Recorded information:
········
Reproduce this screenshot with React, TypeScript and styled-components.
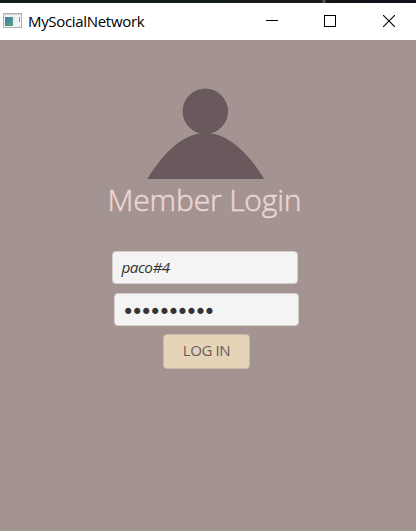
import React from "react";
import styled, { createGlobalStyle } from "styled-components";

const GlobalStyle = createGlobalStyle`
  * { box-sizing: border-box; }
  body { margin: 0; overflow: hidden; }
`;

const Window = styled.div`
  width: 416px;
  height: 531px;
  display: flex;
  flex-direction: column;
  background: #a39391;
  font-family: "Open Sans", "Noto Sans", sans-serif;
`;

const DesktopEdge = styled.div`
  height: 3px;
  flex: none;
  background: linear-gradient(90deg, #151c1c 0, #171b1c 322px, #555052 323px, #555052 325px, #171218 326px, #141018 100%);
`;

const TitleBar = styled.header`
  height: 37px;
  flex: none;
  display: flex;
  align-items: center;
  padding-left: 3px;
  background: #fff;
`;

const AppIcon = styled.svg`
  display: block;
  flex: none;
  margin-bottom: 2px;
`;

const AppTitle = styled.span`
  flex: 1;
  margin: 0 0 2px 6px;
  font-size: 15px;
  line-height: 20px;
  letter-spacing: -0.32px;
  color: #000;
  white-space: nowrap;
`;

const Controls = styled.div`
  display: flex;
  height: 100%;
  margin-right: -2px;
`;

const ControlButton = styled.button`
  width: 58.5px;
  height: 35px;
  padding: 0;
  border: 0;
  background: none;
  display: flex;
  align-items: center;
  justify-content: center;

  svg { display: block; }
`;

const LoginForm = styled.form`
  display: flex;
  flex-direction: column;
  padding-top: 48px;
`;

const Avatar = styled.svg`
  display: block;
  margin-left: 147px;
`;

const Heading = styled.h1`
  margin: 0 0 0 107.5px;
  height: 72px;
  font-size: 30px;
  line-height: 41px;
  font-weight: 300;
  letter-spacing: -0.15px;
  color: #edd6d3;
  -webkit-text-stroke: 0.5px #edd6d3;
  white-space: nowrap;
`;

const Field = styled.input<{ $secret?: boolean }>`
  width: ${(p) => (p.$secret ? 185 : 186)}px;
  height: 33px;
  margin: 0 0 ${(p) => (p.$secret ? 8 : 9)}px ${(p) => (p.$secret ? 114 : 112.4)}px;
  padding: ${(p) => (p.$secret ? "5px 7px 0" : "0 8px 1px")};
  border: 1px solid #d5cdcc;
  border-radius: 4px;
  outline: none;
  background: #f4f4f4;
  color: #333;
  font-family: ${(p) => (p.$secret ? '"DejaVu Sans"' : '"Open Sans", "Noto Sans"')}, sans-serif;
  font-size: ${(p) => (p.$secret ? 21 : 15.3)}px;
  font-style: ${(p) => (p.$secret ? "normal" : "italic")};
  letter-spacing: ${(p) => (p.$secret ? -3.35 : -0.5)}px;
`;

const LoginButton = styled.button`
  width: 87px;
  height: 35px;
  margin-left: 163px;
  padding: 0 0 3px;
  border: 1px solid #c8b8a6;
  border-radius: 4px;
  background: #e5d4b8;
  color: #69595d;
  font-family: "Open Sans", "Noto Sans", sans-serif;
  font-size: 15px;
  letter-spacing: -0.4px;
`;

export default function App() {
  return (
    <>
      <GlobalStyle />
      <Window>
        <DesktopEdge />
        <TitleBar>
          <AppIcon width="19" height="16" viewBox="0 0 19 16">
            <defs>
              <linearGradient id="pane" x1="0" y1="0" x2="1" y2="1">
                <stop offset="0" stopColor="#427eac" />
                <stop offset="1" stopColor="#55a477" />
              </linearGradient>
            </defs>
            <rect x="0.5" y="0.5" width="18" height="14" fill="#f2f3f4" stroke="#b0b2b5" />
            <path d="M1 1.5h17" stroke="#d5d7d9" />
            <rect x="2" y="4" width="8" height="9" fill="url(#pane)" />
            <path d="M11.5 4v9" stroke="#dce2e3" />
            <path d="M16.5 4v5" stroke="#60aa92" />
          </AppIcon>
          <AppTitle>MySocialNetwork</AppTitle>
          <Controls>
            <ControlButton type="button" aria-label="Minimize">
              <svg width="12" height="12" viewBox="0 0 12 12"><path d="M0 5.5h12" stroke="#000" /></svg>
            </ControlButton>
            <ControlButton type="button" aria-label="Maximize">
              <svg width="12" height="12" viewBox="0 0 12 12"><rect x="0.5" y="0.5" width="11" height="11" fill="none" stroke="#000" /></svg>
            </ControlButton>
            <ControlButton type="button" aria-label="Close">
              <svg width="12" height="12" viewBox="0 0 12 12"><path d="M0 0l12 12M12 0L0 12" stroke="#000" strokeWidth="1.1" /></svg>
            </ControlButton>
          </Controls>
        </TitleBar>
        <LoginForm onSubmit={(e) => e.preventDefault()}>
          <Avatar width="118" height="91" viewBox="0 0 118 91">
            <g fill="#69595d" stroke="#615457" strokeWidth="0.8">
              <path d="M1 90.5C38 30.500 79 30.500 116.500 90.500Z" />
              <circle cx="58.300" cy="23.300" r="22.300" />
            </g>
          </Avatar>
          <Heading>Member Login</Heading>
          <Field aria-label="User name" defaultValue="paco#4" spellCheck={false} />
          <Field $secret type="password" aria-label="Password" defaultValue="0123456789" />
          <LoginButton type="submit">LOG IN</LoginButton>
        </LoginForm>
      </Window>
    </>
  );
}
········
Exercise objective: Wherever the word "React" occurs in a line of the listing, copy that line.

Worked answer:
Reproduce this screenshot with React, TypeScript and styled-components.
import React from "react";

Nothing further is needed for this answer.